L’avocat consulté rédige alors un courrier réclamant paiement de l’indemnité de rupture ainsi qu’une indemnité égale à trois ans de salaire en application de la loi du 19 mars 1991.

La société considère alors que, l’intéressée n’ayant pas repris le travail, elle doit être considérée comme ne faisant plus partie du personnel.

Une procédure est introduite devant le tribunal du travail de Bruxelles, réclamant l’indemnité de protection, de l’ordre de 90.000€ ainsi que des sommes annexes liées à l’exécution du contrat.

La société fait une demande reconventionnelle portant sur 1€ provisionnel, au titre d’indemnité de rupture.

Par jugement du 21 décembre 2012, le tribunal du travail fait droit à la demande, condamnant l’employeur au paiement d’un montant de l’ordre de 80.0000€ pour ce qui est de l’indemnité de protection.

Appel est interjeté par la société.

Position des parties en appel

L’appel est limité, eu égard à une contestation persistante sur le montant de l’indemnité de protection.

La société admet en effet qu’elle a rompu le contrat de manière irrégulière et qu’elle est, ainsi, redevable de l’indemnité prévue à l’article 16 de la loi. En vertu de celui-ci, l’indemnité due est fixée selon un double critère, étant qu’il faut d’abord déterminer si le travailleur a demandé sa réintégration et s’il ne l’a pas fait, qu’il faut en tout cas payer une indemnité fixe variant de 2 à 4 ans selon l’ancienneté.

Décision de la cour du travail

La cour constate qu’est en discussion ici uniquement cette question d’ancienneté, qui va déterminer le montant de l’indemnité due. S’il s’agit de ne prendre en compte que les prestations au service de la société qui l’a licenciée, l’ancienneté se situera dans la première tranche, qui vise l’ancienneté inférieure à 10 ans et fixe l’indemnité à 2 ans. Par contre s’il faut prendre en compte les années prestées au service de la société d’aviation, ainsi que la poursuite des prestations pour compte de la curatelle, jusqu’au jour de la signature avec la société de services au sol et les prestations au sein de cette société, l’on se trouve dans la deuxième tranche, soit celle qui fixe à 3 ans l’indemnité due en cas d’ancienneté entre 10 et moins de 20 ans.
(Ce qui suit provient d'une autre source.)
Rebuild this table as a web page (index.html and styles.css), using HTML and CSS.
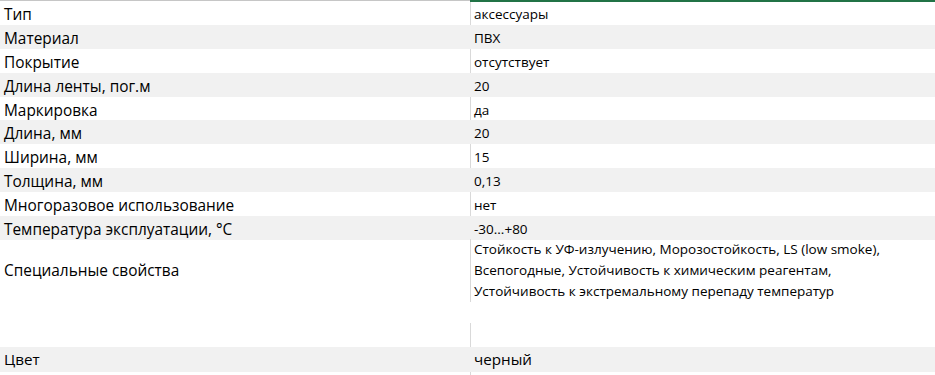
FILE: index.html
```html
<!DOCTYPE html>
<html lang="ru">
<head>
<meta charset="utf-8">
<title>Характеристики</title>
<link rel="stylesheet" href="styles.css">
</head>
<body>
<div class="sheet">
  <div class="row"><div class="key">Тип</div><div class="val line">аксессуары</div></div>
  <div class="row alt"><div class="key">Материал</div><div class="val">ПВХ</div></div>
  <div class="row"><div class="key">Покрытие</div><div class="val line">отсутствует</div></div>
  <div class="row alt"><div class="key">Длина ленты, пог.м</div><div class="val">20</div></div>
  <div class="row"><div class="key">Маркировка</div><div class="val line">да</div></div>
  <div class="row alt"><div class="key">Длина, мм</div><div class="val">20</div></div>
  <div class="row"><div class="key">Ширина, мм</div><div class="val line">15</div></div>
  <div class="row alt"><div class="key">Толщина, мм</div><div class="val">0,13</div></div>
  <div class="row"><div class="key">Многоразовое использование</div><div class="val line">нет</div></div>
  <div class="row alt"><div class="key">Температура эксплуатации, °C</div><div class="val">-30...+80</div></div>
  <div class="row tall">
    <div class="key">Специальные свойства</div>
    <div class="val line multi">Стойкость к УФ-излучению, Морозостойкость, LS (low smoke),<br>Всепогодные, Устойчивость к химическим реагентам,<br>Устойчивость к экстремальному перепаду температур</div>
  </div>
  <div class="gap"><div></div><div class="gap-line"></div></div>
  <div class="row alt big"><div class="key">Цвет</div><div class="val">черный</div></div>
  <div class="tail"><div></div><div class="gap-line"></div></div>
</div>
</body>
</html>
```
FILE: styles.css
```css
html, body {
  margin: 0;
  padding: 0;
  background: #ffffff;
}
body {
  font-family: "Open Sans", "Liberation Sans", sans-serif;
  color: #000000;
  width: 935px;
  height: 375px;
  overflow: hidden;
}
.sheet {
  display: flex;
  flex-direction: column;
  border-top: 1px solid #c6c6c6;
  position: relative;
}
.sheet::before {
  content: "";
  position: absolute;
  left: 470px;
  right: 0;
  top: -1px;
  height: 2px;
  background: #217346;
}
.row {
  display: grid;
  grid-template-columns: 470px 1fr;
  height: 23.9px;
  align-items: stretch;
}
.row.alt {
  background: #f1f1f1;
}
.key {
  padding-left: 4px;
  font-size: 15.4px;
  line-height: 21px;
  padding-top: 3px;
  white-space: nowrap;
}
.val {
  padding-left: 3px;
  font-size: 13.5px;
  line-height: 21px;
  padding-top: 3px;
  border-left: 1px solid transparent;
  white-space: nowrap;
}
.val.line {
  border-left-color: #d9d9d9;
}
.row.tall {
  height: auto;
  align-items: center;
}
.row.tall .key {
  padding-top: 0;
}
.val.multi {
  line-height: 21px;
  padding-top: 0;
  margin-top: -1px;
  align-self: start;
}
.gap {
  display: grid;
  grid-template-columns: 470px 1fr;
  height: 45px;
}
.gap-line {
  border-left: 1px solid #d9d9d9;
  margin-top: 21px;
}
.row.big {
  height: 25px;
}
.row.big .key,
.row.big .val {
  font-size: 15.2px;
  line-height: 25px;
  padding-top: 0;
}
.tail {
  display: grid;
  grid-template-columns: 470px 1fr;
  height: 10px;
}
.tail .gap-line {
  margin-top: 0;
}
```
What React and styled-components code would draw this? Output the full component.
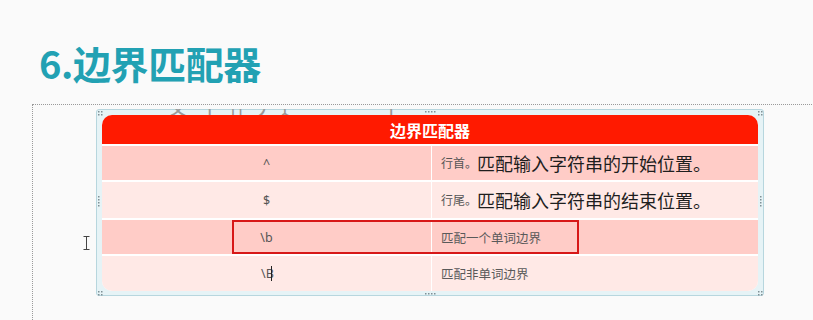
import React from "react";
import styled, { createGlobalStyle } from "styled-components";

const Global = createGlobalStyle`
  html, body { margin: 0; padding: 0; background: #fafafa; }
  body { font-family: "Noto Sans CJK SC", "Noto Sans", sans-serif; overflow: hidden; }
`;

const Page = styled.div`
  width: 813px;
  height: 320px;
  overflow: hidden;
  position: relative;
`;

const Title = styled.h1`
  margin: 0;
  padding: 39px 0 0 39px;
  height: 65px;
  box-sizing: content-box;
  font-family: "Noto Sans CJK SC", sans-serif;
  font-weight: 700;
  font-size: 38px;
  line-height: 48px;
  color: #22a1b3;
  letter-spacing: -0.4px;
`;

const Canvas = styled.div`
  margin-left: 32px;
  width: 800px;
  height: 230px;
  border-top: 1px dotted #9a9a9a;
  border-left: 1px dotted #9a9a9a;
  padding: 4px 0 0 63px;
  box-sizing: border-box;
`;

const Frame = styled.div`
  position: relative;
  width: 668px;
  height: 187px;
  box-sizing: border-box;
  border: 1px solid #b7d6de;
  border-radius: 3px;
  background: #e6f3f6;
  padding: 5px;
`;

const Ghost = styled.div`
  position: absolute;
  left: 70px;
  top: -1px;
  height: 7px;
  overflow: hidden;
  font-size: 22px;
  line-height: 24px;
  color: #9a9a9a;
  white-space: pre;
`;

const GhostText = styled.span`
  display: block;
  margin-top: -16px;
`;

const Handles = styled.svg`
  position: absolute;
  left: 0;
  top: 0;
  pointer-events: none;
`;

const Table = styled.div`
  position: relative;
  width: 656px;
  display: flex;
  flex-direction: column;
  gap: 2px;
  background: #ffffff;
  border-radius: 10px;
  overflow: hidden;
`;

const Header = styled.div`
  height: 29px;
  background: #ff1a00;
  color: #ffffff;
  font-weight: 700;
  font-size: 16px;
  display: flex;
  align-items: center;
  justify-content: center;
`;

const Row = styled.div`
  display: grid;
  grid-template-columns: 329px 1fr;
  column-gap: 1px;
  height: ${(p) => p.$h}px;
`;

const Cell = styled.div`
  background: ${(p) => (p.$dark ? "#ffccc7" : "#ffe9e6")};
  display: flex;
  align-items: center;
  justify-content: ${(p) => (p.$center ? "center" : "flex-start")};
  padding-left: ${(p) => (p.$center ? "0" : "9px")};
  color: #555;
  font-size: 12.5px;
  font-family: "Noto Sans", "Noto Sans CJK SC", sans-serif;
  white-space: nowrap;
`;

const Small = styled.span`
  font-size: 12px;
  color: #555;
`;

const Big = styled.span`
  font-size: 18px;
  color: #1e1e1e;
`;

const Desc = styled.span`
  font-size: 12.5px;
  color: #5a5a5a;
`;

const Caret = styled.span`
  display: inline-block;
  width: 1px;
  height: 15px;
  background: #222;
  margin-left: -3px;
`;

const Highlight = styled.div`
  position: absolute;
  left: 130px;
  top: 105px;
  width: 347px;
  height: 34px;
  box-sizing: border-box;
  border: 2px solid #d71818;
`;

const IBeam = styled.svg`
  position: absolute;
  left: 83px;
  top: 236px;
`;

const rows = [
  { sym: "^", dark: true, h: 34, small: "行首。", big: "匹配输入字符串的开始位置。" },
  { sym: "$", dark: false, h: 36, small: "行尾。", big: "匹配输入字符串的结束位置。" },
  { sym: "\\b", dark: true, h: 34, desc: "匹配一个单词边界" },
  { sym: "\\B", dark: false, h: 35, desc: "匹配非单词边界", caret: true },
];

const dots = (x, y, cols, rowsN) => {
  const out = [];
  for (let i = 0; i < cols; i++)
    for (let j = 0; j < rowsN; j++)
      out.push(<rect key={`${x}-${y}-${i}-${j}`} x={x + i * 3} y={y + j * 3} width="1.5" height="1.5" fill="#7f9095" />);
  return out;
};

export default function App() {
  return (
    <Page>
      <Global />
      <Title>6.边界匹配器</Title>
      <Canvas>
        <Frame>
          <Ghost>
            <GhostText>{"文  丨 卄 丿 辶    亠 亠  丨"}</GhostText>
          </Ghost>
          <Handles width="668" height="187" viewBox="0 0 668 187">
            {dots(1, 1, 2, 2)}
            {dots(328, 1, 4, 1)}
            {dots(661, 1, 2, 2)}
            {dots(1, 86, 1, 4)}
            {dots(663, 86, 1, 4)}
            {dots(1, 181, 2, 2)}
            {dots(328, 183, 4, 1)}
            {dots(661, 181, 2, 2)}
          </Handles>
          <Table>
            <Header>边界匹配器</Header>
            {rows.map((r) => (
              <Row key={r.sym} $h={r.h}>
                <Cell $dark={r.dark} $center>
                  {r.sym}
                  {r.caret && <Caret />}
                </Cell>
                <Cell $dark={r.dark}>
                  {r.desc ? (
                    <Desc>{r.desc}</Desc>
                  ) : (
                    <>
                      <Small>{r.small}</Small>
                      <Big>{r.big}</Big>
                    </>
                  )}
                </Cell>
              </Row>
            ))}
            <Highlight />
          </Table>
        </Frame>
      </Canvas>
      <IBeam width="7" height="14" viewBox="0 0 7 14">
        <path d="M0.5 0.5h6M3.5 0.5v13M0.5 13.5h6" stroke="#444" strokeWidth="1" fill="none" />
      </IBeam>
    </Page>
  );
}
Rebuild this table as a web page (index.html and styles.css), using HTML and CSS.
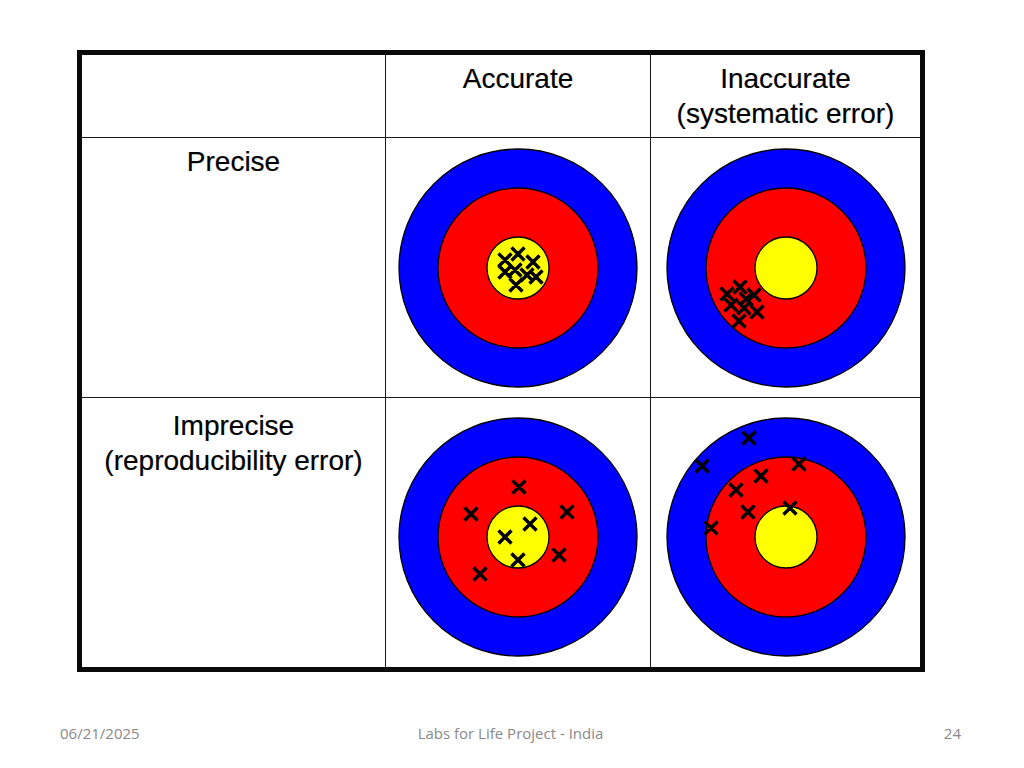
FILE: index.html
```html
<!DOCTYPE html>
<html lang="en">
<head>
<meta charset="utf-8">
<title>Accuracy and Precision</title>
<link rel="stylesheet" href="styles.css">
</head>
<body>
<div class="slide">
  <div class="chart">
    <div class="grid">
      <div class="cell head"></div>
      <div class="cell head">Accurate</div>
      <div class="cell head">Inaccurate<br>(systematic error)</div>

      <div class="cell label">Precise</div>
      <div class="cell target">
        <svg class="board" viewBox="-120 -120 240 240" width="240" height="240">
          <circle class="ring-blue" r="119"/>
          <circle class="ring-red" r="80"/>
          <circle class="ring-yellow" r="31"/>
          <path class="hits" d="M-6.5,-20.5l13,13m0,-13l-13,13 M-19.5,-14.5l13,13m0,-13l-13,13 M8.5,-12.5l13,13m0,-13l-13,13 M-19.5,-2.5l13,13m0,-13l-13,13 M-9.5,-4.5l13,13m0,-13l-13,13 M2.5,0.5l13,13m0,-13l-13,13 M11.5,2.5l13,13m0,-13l-13,13 M-8.5,10.5l13,13m0,-13l-13,13"/>
        </svg>
      </div>
      <div class="cell target">
        <svg class="board" viewBox="-120 -120 240 240" width="240" height="240">
          <circle class="ring-blue" r="119"/>
          <circle class="ring-red" r="80"/>
          <circle class="ring-yellow" r="31"/>
          <path class="hits" d="M-52.5,12.5l13,13m0,-13l-13,13 M-65.5,19.5l13,13m0,-13l-13,13 M-38.5,20.5l13,13m0,-13l-13,13 M-61.5,30.5l13,13m0,-13l-13,13 M-48.5,33.5l13,13m0,-13l-13,13 M-35.5,37.5l13,13m0,-13l-13,13 M-53.5,46.5l13,13m0,-13l-13,13 M-46.5,24.5l13,13m0,-13l-13,13"/>
        </svg>
      </div>

      <div class="cell label label-low">Imprecise<br>(reproducibility error)</div>
      <div class="cell target target-low">
        <svg class="board" viewBox="-120 -120 240 240" width="240" height="240">
          <circle class="ring-blue" r="119"/>
          <circle class="ring-red" r="80"/>
          <circle class="ring-yellow" r="31"/>
          <path class="hits" d="M-5.5,-56.5l13,13m0,-13l-13,13 M-53.5,-29.5l13,13m0,-13l-13,13 M42.5,-31.5l13,13m0,-13l-13,13 M5.5,-19.5l13,13m0,-13l-13,13 M-19.5,-6.5l13,13m0,-13l-13,13 M34.5,11.5l13,13m0,-13l-13,13 M-6.5,16.5l13,13m0,-13l-13,13 M-44.5,30.5l13,13m0,-13l-13,13"/>
        </svg>
      </div>
      <div class="cell target target-low">
        <svg class="board" viewBox="-120 -120 240 240" width="240" height="240">
          <circle class="ring-blue" r="119"/>
          <circle class="ring-red" r="80"/>
          <circle class="ring-yellow" r="31"/>
          <path class="hits" d="M-43.5,-105.5l13,13m0,-13l-13,13 M-90.5,-77.5l13,13m0,-13l-13,13 M6.5,-79.5l13,13m0,-13l-13,13 M-31.5,-67.5l13,13m0,-13l-13,13 M-56.5,-53.5l13,13m0,-13l-13,13 M-44.5,-31.5l13,13m0,-13l-13,13 M-2.5,-35.5l13,13m0,-13l-13,13 M-81.5,-15.5l13,13m0,-13l-13,13"/>
        </svg>
      </div>
    </div>
  </div>

  <footer class="footer">
    <span class="foot-date">06/21/2025</span>
    <span class="foot-title">Labs for Life Project - India</span>
    <span class="foot-page">24</span>
  </footer>
</div>
</body>
</html>
```

FILE: styles.css
```css
html, body {
  margin: 0;
  padding: 0;
  background: #ffffff;
}

.slide {
  width: 1024px;
  height: 768px;
  box-sizing: border-box;
  padding-top: 50px;
  display: flex;
  flex-direction: column;
  background: #ffffff;
}

.chart {
  margin-left: 77px;
  width: 848px;
  height: 622px;
  box-sizing: border-box;
  border: 5px solid #0a0a0a;
}

.grid {
  display: grid;
  grid-template-columns: 303px 264px 269px;
  grid-template-rows: 82px 259px 269px;
  gap: 1px;
  background: #1a1a1a;
  height: 100%;
}

.cell {
  background: #ffffff;
  font-family: "Liberation Sans", Arial, sans-serif;
  font-size: 28px;
  color: #000000;
  text-align: center;
  -webkit-text-stroke: 0.2px #000000;
}

.head {
  padding-top: 6px;
  line-height: 35px;
}

.label {
  padding-top: 7px;
  line-height: 34px;
}

.label-low {
  padding-top: 10px;
  line-height: 35px;
}

.target {
  display: flex;
  align-items: center;
  justify-content: center;
}

.target-low {
  padding-top: 8px;
  box-sizing: border-box;
}

.board {
  display: block;
}

.ring-blue {
  fill: #0000ff;
  stroke: #000000;
  stroke-width: 1.3;
}

.ring-red {
  fill: #ff0000;
  stroke: #000000;
  stroke-width: 1.3;
}

.ring-yellow {
  fill: #ffff00;
  stroke: #000000;
  stroke-width: 1.3;
}

.hits {
  fill: none;
  stroke: #000000;
  stroke-width: 3.4;
}

.footer {
  margin-top: 51px;
  display: grid;
  grid-template-columns: 1fr auto 1fr;
  padding: 0 63px 0 60px;
  font-family: "Open Sans", "Liberation Sans", sans-serif;
  font-size: 15px;
  line-height: 20px;
  color: #898989;
}

.foot-date {
  justify-self: start;
}

.foot-title {
  justify-self: center;
}

.foot-page {
  justify-self: end;
}
```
La cour relève encore qu’il n’y eu aucune interruption dans les prestations.

Elle rappelle que la notion d’ancienneté dans l’entreprise a le même contenu que l’ancienneté de service et la notion de même employeur contenue aux articles 59 et 82, § 4 de la loi sur les contrats de travail. Elle renvoie alors à la jurisprudence de la Cour de cassation (Cass., 15 avril 1985, Arr. Cass., 1984-85, 1079) pour retenir qu’il faut voir par là l’unité économique d’exploitation, indépendamment des modifications de la nature juridique de celle-ci.

Elle poursuit, dans un examen fouillé des principes, le rappel des critères à prendre en compte, renvoyant notamment aux conclusions du Procureur général Lenaerts avant l’arrêt de la Cour de cassation du 18 mai 1992 (Cass., 18 mai 1992, R.G. n°7816 ; voir conclusions générales Procureur général Lenaerts R.W., 1992-93, col. 293). Celui-ci a retenu qu’il faut que (i) les deux employeurs aient la même activité ou au moins une activité similaire ou complémentaire, (ii) un lien juridique existe entre les deux et (iii) l’activité du travailleur n’ait pas été interrompue.

La question est en l’espèce de savoir si les sociétés ont un champ d’activité semblable, pour que l’on puisse retenir la notion de même employeur. La cour renvoie sur cette question à un examen effectué dans le cadre d’une autre affaire (C. trav. Bruxelles, 3 février 2012, R.G. 2008/AB/51.178), où il a été constaté que la société dont l’activité consiste dans les services au sol n’est pas une compagnie d’aviation et que les champs d’activités des deux sociétés ne sont pas les mêmes. L’on ne peut dès lors considérer qu’il y a eu des employeurs successifs permettant de répondre à la définition du « même employeur ».

La cour conclut dès lors que la seule ancienneté à prendre en compte est celle au service de la société qui a licencié l’intéressée.

Elle examine enfin une demande de capitalisation des intérêts, qui est rejetée, les conditions mises par l’article 1154 du Code civil n’étant pas remplies.

Intérêt de la décision

Cet arrêt de la Cour du travail de Bruxelles aborde une problématique peu souvent rencontrée, étant la notion d’ancienneté à prendre en compte pour le calcul de l’indemnité spéciale due dans le cadre de la loi du 19 mars 1991.

L’arrêt, fouillé sur le plan doctrinal et jurisprudentiel, rappelle d’une part que la notion est la même que lorsqu’il s’agit de déterminer la notion de même employeur dans le cadre de la loi sur les contrats de travail et que, d’autre part, l’on se réfère de manière générale à la notion d’unité économique d’exploitation.